The Right Approach would have been really gangbusters if its couplings had gone the direction the gazes in this screencap hint toward. (Martha Hyer's giving Juliet Prowse one of those Candice Bergen looks from The Group.)

I really got a kick out of Juliet Prowse in this. Playing a hard-boiled, gum-chewing hash-slinger even more amoral than Vaughan's character, she gives the film a lift whenever she shows up. Not as glacially classy as Martha Hyer (a Hitchcock blonde if there ever was one) Prowse has the lion's share of the film's smart-ass dialog, a terrific screen presence, that wonderful accent, and we even get to see her dance a little bit (albeit in a cramped, one-room apartment...but those legs!).
Ursula: "We're in trouble."
Leo: "You're in trouble."
Ursula: "How's that again?"
Leo: "Who's the father?"
Ursula: (Delivering a resounding whack across the chops) "THAT'S who!!"

THE STUFF OF DREAMS
With Russ Meyer dead, Paul Morrissey bitter, and John Waters gone corporate; it's growing near impossible to find solid camp these days. The Right Approach has all the requisite bad dialog, weak songs, cliched plotting, exaggerated performances and self-serious moralizing to make it a classic of the trash-with-class genre, but it is soooo hard to find.
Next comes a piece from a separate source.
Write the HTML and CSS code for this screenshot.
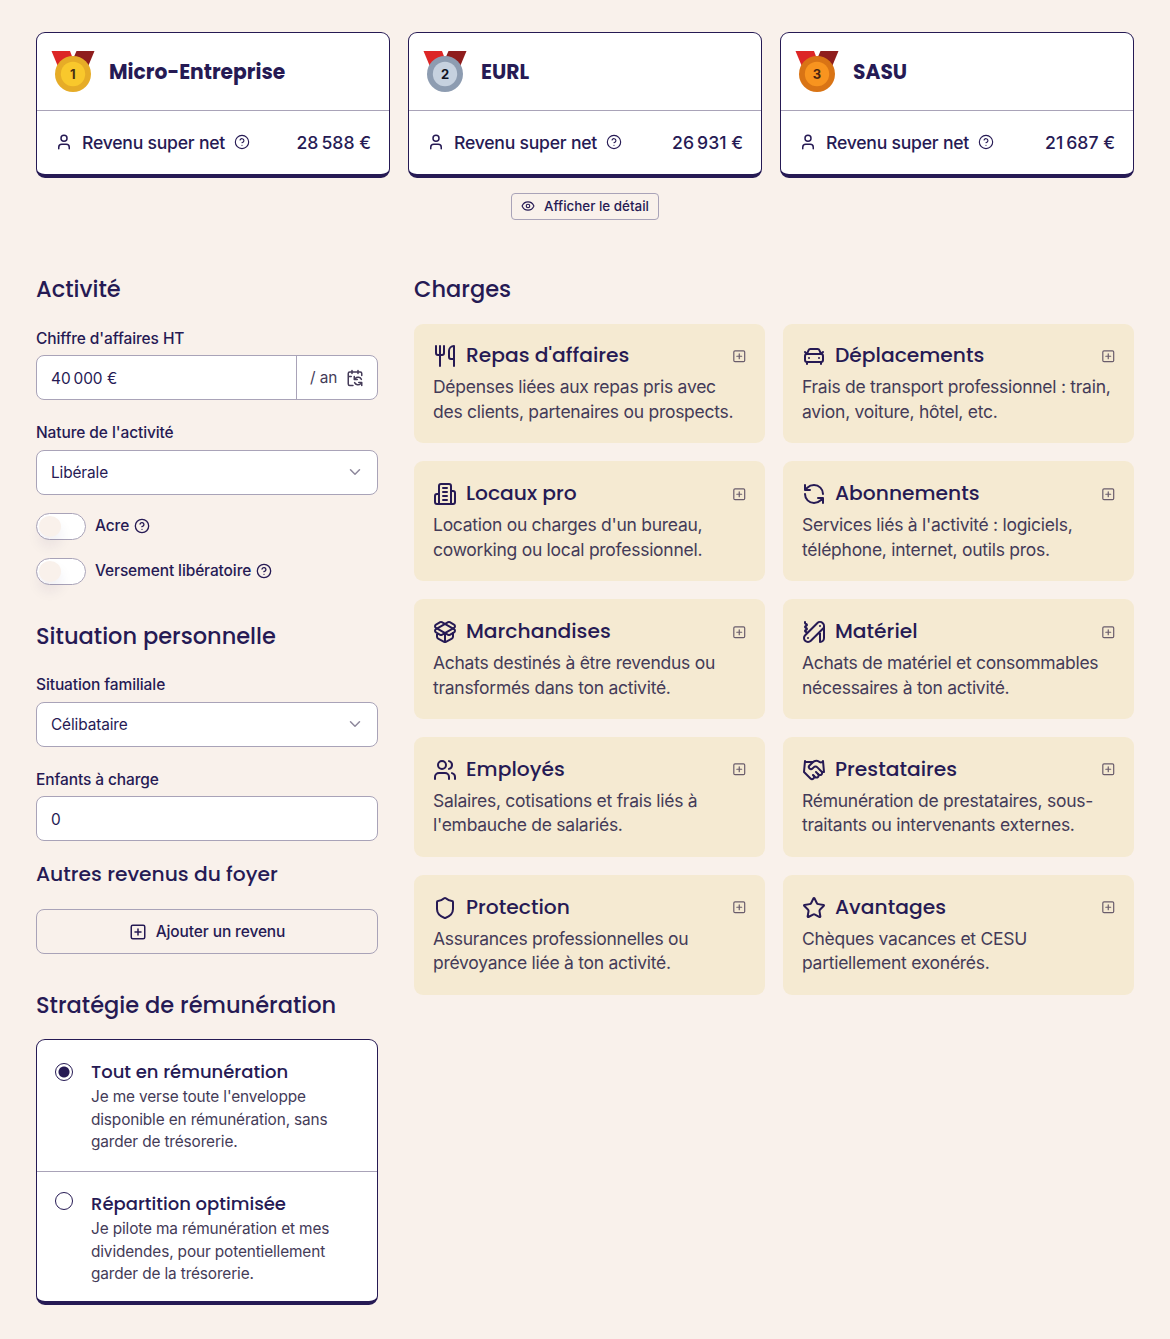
FILE: index.html
```html
<!DOCTYPE html>
<html lang="fr">
<head>
<meta charset="utf-8">
<title>Simulateur de revenus</title>
<link rel="stylesheet" href="styles.css">
</head>
<body>
<svg class="sprite" aria-hidden="true">
  <symbol id="user" viewBox="0 0 24 24"><path d="M19 21v-2a4 4 0 0 0-4-4H9a4 4 0 0 0-4 4v2"/><circle cx="12" cy="7" r="4"/></symbol>
  <symbol id="help" viewBox="0 0 24 24"><circle cx="12" cy="12" r="10"/><path d="M9.09 9a3 3 0 0 1 5.83 1c0 2-3 3-3 3M12 17h.01"/></symbol>
  <symbol id="eye" viewBox="0 0 24 24"><path d="M2.06 12.35a1 1 0 0 1 0-.7 10.75 10.75 0 0 1 19.88 0 1 1 0 0 1 0 .7 10.75 10.75 0 0 1-19.88 0"/><circle cx="12" cy="12" r="3"/></symbol>
  <symbol id="plus" viewBox="0 0 24 24"><rect x="3" y="3" width="18" height="18" rx="2"/><path d="M8 12h8M12 8v8"/></symbol>
  <symbol id="chevron" viewBox="0 0 24 24"><path d="m6 9 6 6 6-6"/></symbol>
  <symbol id="calendar" viewBox="0 0 24 24"><path d="M11 10v4h4M11 14l1.535-1.605a5 5 0 0 1 8 1.5M16 2v4M21 18l-1.535 1.605a5 5 0 0 1-8-1.5M21 22v-4h-4M21 8.5V6a2 2 0 0 0-2-2H5a2 2 0 0 0-2 2v14a2 2 0 0 0 2 2h4.3M3 10h4M8 2v4"/></symbol>
  <symbol id="utensils" viewBox="0 0 24 24"><path d="M3 2v7c0 1.1.9 2 2 2h4a2 2 0 0 0 2-2V2M7 2v20M21 15V2a5 5 0 0 0-5 5v6c0 1.1.9 2 2 2h3Zm0 0v7"/></symbol>
  <symbol id="car" viewBox="0 0 24 24"><path d="m21 8-2 2-1.5-3.7A2 2 0 0 0 15.646 5H8.4a2 2 0 0 0-1.903 1.257L5 10 3 8M7 14h.01M17 14h.01M5 18v2M19 18v2"/><rect x="3" y="10" width="18" height="8" rx="2"/></symbol>
  <symbol id="building" viewBox="0 0 24 24"><path d="M6 22V4a2 2 0 0 1 2-2h8a2 2 0 0 1 2 2v18ZM6 12H4a2 2 0 0 0-2 2v6a2 2 0 0 0 2 2h2M18 9h2a2 2 0 0 1 2 2v9a2 2 0 0 1-2 2h-2M10 6h4M10 10h4M10 14h4M10 18h4"/></symbol>
  <symbol id="refresh" viewBox="0 0 24 24"><path d="M21 12a9 9 0 0 0-9-9 9.75 9.75 0 0 0-6.74 2.74L3 8M3 3v5h5M3 12a9 9 0 0 0 9 9 9.75 9.75 0 0 0 6.74-2.74L21 16M16 16h5v5"/></symbol>
  <symbol id="package" viewBox="0 0 24 24"><path d="M12 22v-9M15.17 2.21a1.67 1.67 0 0 1 1.63 0L21 4.57a1.93 1.93 0 0 1 0 3.36L8.82 14.79a1.655 1.655 0 0 1-1.64 0L3 12.43a1.93 1.93 0 0 1 0-3.36zM20 13v3.87a2.06 2.06 0 0 1-1.11 1.83l-6 3.08a1.93 1.93 0 0 1-1.78 0l-6-3.08A2.06 2.06 0 0 1 4 16.87V13"/><path d="M21 12.43a1.93 1.93 0 0 0 0-3.36L8.83 2.2a1.64 1.64 0 0 0-1.63 0L3 4.57a1.93 1.93 0 0 0 0 3.36l12.18 6.86a1.636 1.636 0 0 0 1.63 0z"/></symbol>
  <symbol id="knife" viewBox="0 0 24 24"><path d="M3 2v1c0 1 2 1 2 2S3 6 3 7s2 1 2 2-2 1-2 2 2 1 2 2M18 6h.01M6 18h.01M20.83 8.83a4 4 0 0 0-5.66-5.66l-12 12a4 4 0 1 0 5.66 5.66ZM18 11.66V22a4 4 0 0 0 4-4V6"/></symbol>
  <symbol id="users" viewBox="0 0 24 24"><path d="M16 21v-2a4 4 0 0 0-4-4H6a4 4 0 0 0-4 4v2M22 21v-2a4 4 0 0 0-3-3.87M16 3.13a4 4 0 0 1 0 7.75"/><circle cx="9" cy="7" r="4"/></symbol>
  <symbol id="handshake" viewBox="0 0 24 24"><path d="m11 17 2 2a1 1 0 1 0 3-3"/><path d="m14 14 2.5 2.5a1 1 0 1 0 3-3l-3.88-3.88a3 3 0 0 0-4.24 0l-.88.88a1 1 0 1 1-3-3l2.81-2.81a5.79 5.79 0 0 1 7.06-.87l.47.28a2 2 0 0 0 1.42.25L21 4M21 3l1 11h-2M3 3 2 14l6.5 6.5a1 1 0 1 0 3-3M3 4h8"/></symbol>
  <symbol id="shield" viewBox="0 0 24 24"><path d="M20 13c0 5-3.5 7.5-7.66 8.95a1 1 0 0 1-.67-.01C7.5 20.5 4 18 4 13V6a1 1 0 0 1 1-1c2 0 4.5-1.2 6.24-2.72a1.17 1.17 0 0 1 1.52 0C14.51 3.81 17 5 19 5a1 1 0 0 1 1 1z"/></symbol>
  <symbol id="star" viewBox="0 0 24 24"><path d="M11.525 2.295a.53.53 0 0 1 .95 0l2.31 4.679a2.123 2.123 0 0 0 1.595 1.16l5.166.756a.53.53 0 0 1 .294.904l-3.736 3.638a2.123 2.123 0 0 0-.611 1.878l.882 5.14a.53.53 0 0 1-.771.56l-4.618-2.428a2.122 2.122 0 0 0-1.973 0L6.396 21.01a.53.53 0 0 1-.77-.56l.881-5.139a2.122 2.122 0 0 0-.611-1.879L2.16 9.795a.53.53 0 0 1 .294-.906l5.165-.755a2.122 2.122 0 0 0 1.597-1.16z"/></symbol>
  <symbol id="ribbon" viewBox="0 0 44 42"><path class="ribbon-left" d="M.5 0H19l3 8-14 10z"/><path class="ribbon-right" d="M25.5 0h18L36 18 22 8z"/></symbol>
</svg>

<main class="page">
  <section class="results">
    <article class="result">
      <header class="result-head">
        <svg class="medal gold" viewBox="0 0 44 42"><use href="#ribbon"/><circle class="rim" cx="22" cy="23" r="18"/><circle class="face" cx="22" cy="23" r="12.2"/><text x="21.7" y="27.7">1</text></svg>
        <h2 class="result-name">Micro-Entreprise</h2>
      </header>
      <div class="result-row"><svg class="icon i18"><use href="#user"/></svg><span class="result-label">Revenu super net</span><svg class="icon i16 thin"><use href="#help"/></svg><span class="amount">28&#8239;588 €</span></div>
    </article>
    <article class="result">
      <header class="result-head">
        <svg class="medal silver" viewBox="0 0 44 42"><use href="#ribbon"/><circle class="rim" cx="22" cy="23" r="18"/><circle class="face" cx="22" cy="23" r="12.2"/><text x="22" y="27.7">2</text></svg>
        <h2 class="result-name">EURL</h2>
      </header>
      <div class="result-row"><svg class="icon i18"><use href="#user"/></svg><span class="result-label">Revenu super net</span><svg class="icon i16 thin"><use href="#help"/></svg><span class="amount">26&#8239;931 €</span></div>
    </article>
    <article class="result">
      <header class="result-head">
        <svg class="medal bronze" viewBox="0 0 44 42"><use href="#ribbon"/><circle class="rim" cx="22" cy="23" r="18"/><circle class="face" cx="22" cy="23" r="12.2"/><text x="22" y="27.7">3</text></svg>
        <h2 class="result-name">SASU</h2>
      </header>
      <div class="result-row"><svg class="icon i18"><use href="#user"/></svg><span class="result-label">Revenu super net</span><svg class="icon i16 thin"><use href="#help"/></svg><span class="amount">21&#8239;687 €</span></div>
    </article>
  </section>

  <button class="detail-btn"><svg class="icon i14"><use href="#eye"/></svg>Afficher le détail</button>

  <div class="columns">
    <form class="settings">
      <h2 class="title">Activité</h2>
      <div class="field first">
        <span class="label">Chiffre d'affaires HT</span>
        <div class="control split"><span class="value">40&#8239;000 €</span><span class="unit"><span>/ an</span><svg class="icon i18"><use href="#calendar"/></svg></span></div>
      </div>
      <div class="field">
        <span class="label tall">Nature de l'activité</span>
        <div class="control select"><span>Libérale</span><svg class="icon i18 chevron"><use href="#chevron"/></svg></div>
      </div>
      <div class="switch-row"><span class="switch"></span><span class="switch-label">Acre</span><svg class="icon i16"><use href="#help"/></svg></div>
      <div class="switch-row"><span class="switch"></span><span class="switch-label">Versement libératoire</span><svg class="icon i16"><use href="#help"/></svg></div>

      <h2 class="title section">Situation personnelle</h2>
      <div class="field second">
        <span class="label tall">Situation familiale</span>
        <div class="control select"><span>Célibataire</span><svg class="icon i18 chevron"><use href="#chevron"/></svg></div>
      </div>
      <div class="field">
        <span class="label">Enfants à charge</span>
        <div class="control"><span class="value">0</span></div>
      </div>
      <h3 class="subtitle">Autres revenus du foyer</h3>
      <button type="button" class="add-btn"><svg class="icon i18"><use href="#plus"/></svg>Ajouter un revenu</button>

      <h2 class="title section">Stratégie de rémunération</h2>
      <div class="options">
        <div class="option">
          <span class="radio checked"></span>
          <div><h4 class="option-title">Tout en rémunération</h4><p class="option-text">Je me verse toute l'enveloppe<br>disponible en rémunération, sans<br>garder de trésorerie.</p></div>
        </div>
        <div class="option">
          <span class="radio"></span>
          <div><h4 class="option-title">Répartition optimisée</h4><p class="option-text">Je pilote ma rémunération et mes<br>dividendes, pour potentiellement<br>garder de la trésorerie.</p></div>
        </div>
      </div>
    </form>

    <section class="charges">
      <h2 class="title">Charges</h2>
      <div class="grid">
        <article class="charge"><header class="charge-head"><svg class="icon i24"><use href="#utensils"/></svg><h3 class="charge-title">Repas d'affaires</h3><svg class="icon add"><use href="#plus"/></svg></header><p class="charge-text">Dépenses liées aux repas pris avec<br>des clients, partenaires ou prospects.</p></article>
        <article class="charge"><header class="charge-head"><svg class="icon i24"><use href="#car"/></svg><h3 class="charge-title">Déplacements</h3><svg class="icon add"><use href="#plus"/></svg></header><p class="charge-text">Frais de transport professionnel : train,<br>avion, voiture, hôtel, etc.</p></article>
        <article class="charge"><header class="charge-head"><svg class="icon i24"><use href="#building"/></svg><h3 class="charge-title">Locaux pro</h3><svg class="icon add"><use href="#plus"/></svg></header><p class="charge-text">Location ou charges d'un bureau,<br>coworking ou local professionnel.</p></article>
        <article class="charge"><header class="charge-head"><svg class="icon i24"><use href="#refresh"/></svg><h3 class="charge-title">Abonnements</h3><svg class="icon add"><use href="#plus"/></svg></header><p class="charge-text">Services liés à l'activité : logiciels,<br>téléphone, internet, outils pros.</p></article>
        <article class="charge"><header class="charge-head"><svg class="icon i24"><use href="#package"/></svg><h3 class="charge-title">Marchandises</h3><svg class="icon add"><use href="#plus"/></svg></header><p class="charge-text">Achats destinés à être revendus ou<br>transformés dans ton activité.</p></article>
        <article class="charge"><header class="charge-head"><svg class="icon i24"><use href="#knife"/></svg><h3 class="charge-title">Matériel</h3><svg class="icon add"><use href="#plus"/></svg></header><p class="charge-text">Achats de matériel et consommables<br>nécessaires à ton activité.</p></article>
        <article class="charge"><header class="charge-head"><svg class="icon i24"><use href="#users"/></svg><h3 class="charge-title">Employés</h3><svg class="icon add"><use href="#plus"/></svg></header><p class="charge-text">Salaires, cotisations et frais liés à<br>l'embauche de salariés.</p></article>
        <article class="charge"><header class="charge-head"><svg class="icon i24"><use href="#handshake"/></svg><h3 class="charge-title">Prestataires</h3><svg class="icon add"><use href="#plus"/></svg></header><p class="charge-text">Rémunération de prestataires, sous-<br>traitants ou intervenants externes.</p></article>
        <article class="charge"><header class="charge-head"><svg class="icon i24"><use href="#shield"/></svg><h3 class="charge-title">Protection</h3><svg class="icon add"><use href="#plus"/></svg></header><p class="charge-text">Assurances professionnelles ou<br>prévoyance liée à ton activité.</p></article>
        <article class="charge"><header class="charge-head"><svg class="icon i24"><use href="#star"/></svg><h3 class="charge-title">Avantages</h3><svg class="icon add"><use href="#plus"/></svg></header><p class="charge-text">Chèques vacances et CESU<br>partiellement exonérés.</p></article>
      </div>
    </section>
  </div>
</main>
</body>
</html>
```
FILE: styles.css
```css
:root {
  --ink: #261a54;
  --text: #443b58;
  --line: #a9a3b8;
  --cream: #f9f1eb;
  --sand: #f5ead2;
  --display: Poppins, Inter, sans-serif;
}
* { box-sizing: border-box; }
body { margin: 0; background: var(--cream); color: var(--ink); font-family: Inter, sans-serif; }
h2, h3, h4, p { margin: 0; }
button { font-family: inherit; color: inherit; background: transparent; }
.sprite { display: none; }
.page { padding: 32px 36px 0; height: 1339px; display: flex; flex-direction: column; }

.icon { flex: none; fill: none; stroke: currentColor; stroke-width: 2; stroke-linecap: round; stroke-linejoin: round; }
.i14 { width: 14px; height: 14px; }
.i16 { width: 16px; height: 16px; }
.i18 { width: 18px; height: 18px; }
.i24 { width: 24px; height: 24px; }
.thin { stroke-width: 1.7; }

.results { display: grid; grid-template-columns: repeat(3, 1fr); gap: 18px; }
.result { height: 146px; background: #fff; border: 1px solid var(--ink); border-bottom-width: 4px; border-radius: 9px; }
.result-head { height: 78px; padding: 0 14px; display: flex; align-items: center; gap: 14px; border-bottom: 1px solid var(--line); }
.medal { width: 44px; height: 42px; flex: none; }
.medal text { font: 700 13px Inter, sans-serif; text-anchor: middle; }
.ribbon-left { fill: #dc2626; }
.ribbon-right { fill: #8f1d1d; }
.gold .rim { fill: #e6ac27; }
.gold .face { fill: #f9c82c; }
.gold text { fill: #4a3012; }
.silver .rim { fill: #8d9cb1; }
.silver .face { fill: #c6d1df; }
.silver text { fill: #101322; }
.bronze .rim { fill: #d97415; }
.bronze .face { fill: #f8941f; }
.bronze text { fill: #4a2410; }
.result-name { font: 700 20.25px/30px var(--display); }
.result-row { height: 62px; padding: 0 18px; display: flex; align-items: center; font-size: 17.6px; font-weight: 500; letter-spacing: -0.23px; }
.result-label { margin: 1px 9px 0; }
.amount { margin: 1px 0 0 auto; }

.detail-btn { align-self: center; width: 148px; height: 27px; margin-top: 15px; padding: 0 0 1px; display: flex; align-items: center; justify-content: center; gap: 9px; border: 1px solid var(--line); border-radius: 4px; font-size: 13.4px; font-weight: 500; }

.columns { display: grid; grid-template-columns: 342px minmax(0, 1fr); gap: 36px; margin-top: 51px; }
.title { font: 500 22.5px/36px var(--display); }
.title.section { margin-top: 33px; }
.settings { display: flex; flex-direction: column; }
.field { margin-top: 22px; }
.field.first { margin-top: 21px; }
.field.second { margin-top: 20px; }
.label { display: block; margin-bottom: 5px; font-size: 15.5px; line-height: 22px; font-weight: 500; letter-spacing: -0.1px; }
.label.tall { margin-bottom: 6px; }
.control { height: 45px; padding: 0 14px; display: flex; align-items: center; justify-content: space-between; background: #fff; border: 1px solid var(--line); border-radius: 8px; font-size: 15.4px; letter-spacing: -0.12px; }
.value { padding-top: 2px; }
.split { padding-right: 0; }
.unit { width: 81px; height: 100%; padding: 0 13px; display: flex; align-items: center; justify-content: space-between; border-left: 1px solid var(--line); color: var(--text); }
.chevron { color: #8e889c; margin: 0 0 2px auto; }
.select { padding-right: 13px; }
.switch-row { margin-top: 18px; height: 27px; display: flex; align-items: center; gap: 5px; font-size: 15.5px; font-weight: 500; letter-spacing: -0.12px; }
.switch { width: 50px; height: 27px; margin-right: 4px; padding: 2px; background: #fff; border: 1px solid var(--line); border-radius: 14px; }
.switch::before { content: ""; display: block; width: 22px; height: 21px; border-radius: 50%; background: var(--cream); box-shadow: 0 9px 14px #261a5414; }
.switch-label { padding-bottom: 2px; }
.switch-row .icon { margin-bottom: 1px; }
.subtitle { margin-top: 18px; font: 500 20.25px/30px var(--display); }
.add-btn { height: 45px; margin-top: 20px; display: flex; align-items: center; justify-content: center; gap: 9px; border: 1px solid var(--line); border-radius: 8px; font-size: 15.5px; font-weight: 500; letter-spacing: -0.12px; }
.options { margin-top: 16px; height: 266px; background: #fff; border: 1px solid var(--ink); border-bottom-width: 4px; border-radius: 9px; }
.option { height: 131px; padding: 18px; display: flex; gap: 18px; }
.option + .option { border-top: 1px solid var(--line); height: 130px; }
.radio { flex: none; width: 18px; height: 18px; margin-top: 5px; border: 1px solid var(--ink); border-radius: 50%; background: #fff; }
.option + .option .radio { margin-top: 2px; }
.radio.checked { background: radial-gradient(circle, var(--ink) 5px, #fff 6px); }
.option-title { font: 500 18px/27px var(--display); }
.option-text { margin-top: 1px; font-size: 15.4px; line-height: 22.5px; letter-spacing: -0.14px; color: var(--text); white-space: nowrap; }

.grid { margin-top: 16.6px; display: grid; grid-template-columns: repeat(2, minmax(0, 1fr)); grid-auto-rows: 119.9px; gap: 18px; }
.charge { padding: 15.4px 19px; background: var(--sand); border-radius: 9px; }
.charge-head { display: flex; align-items: center; height: 33px; }
.charge-head .icon { margin-top: 1px; }
.charge-title { margin-left: 9px; font: 500 20.25px/30px var(--display); }
.charge-head .add { margin-left: auto; color: #6a5d6c; width: 14.5px; height: 14.5px; }
.charge-text { margin-top: 3px; font-size: 17.5px; line-height: 24.75px; letter-spacing: -0.27px; color: var(--text); white-space: nowrap; }
```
I still have my old pan and scan VHS TV copy from I don't know how many years back, but I would love to see this in widescreen.
Up To No Good


BONUS MATERIAL
In addition to all the above, The Right Approach is a lot of fun for some of the glimpes of early Los Angeles it provides.
Juliet Prowse's place of employment in the film, Sonny's Drive-In, is located on the corner of Santa Monica Blvd. and Vine in Hollywood. Just two blocks away from the Villa Elaine apartments,  the site of my first apartment when I moved to L.A.

For a brief time during the late '80s when I used to teach dance in Santa Monica, I had Juliet Prowse as a private client. She was so amazing and such a sweetheart. Here was this idol of mine who could dance rings around me in her sleep, taking funk dance lessons from me! Positively unreal!